I am completely debt free and have excellent credit (over 800 - same with my wife). I think the above is a myth for most people that are debt free. We use our credit card for nearly every purchase and pay it off every month. We have a lot of credit between our cards but very low percent used. We can get $50K in a hurry because we have it on hand in easily liquidated index funds.
We don’t expect we will ever need to use credit again unless it is to open another credit card. We will buy our next house outright. We will buy our next car outright, etc.

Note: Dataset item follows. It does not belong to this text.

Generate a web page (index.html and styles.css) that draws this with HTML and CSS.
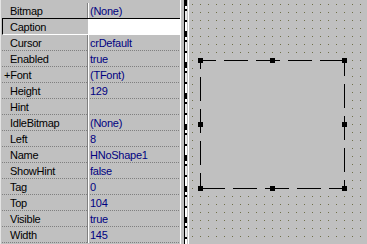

Mortgage only. If all goes as planned, sometime within the next 9 months the house will be sold and the profits split, and I will buy something either much smaller or less desirably located (or possibly somewhere not in this area at all), for cash. And then I will be completely out of debt, as I have been all my life except for the mortgage.
No debts except a CC that will be paid automatically from my checking account on the due date, My wife and I average about $3500/month on the CC. The mortgage was paid off in 1991 and I have never had a car loan. When I had two kids in college at the same time, I drove a couple of old clunkers. Before and after, I paid cash for new cars (4 in all) and drove them forever. Even the college loans for the kids were paid off shortly after they graduated. I well recall my father struggling every month over which debts to pay off that month and I shudder at the thought of having to live that way, so I don’t. And my wife fully cooperates (which, I regret to say, my mother didn’t).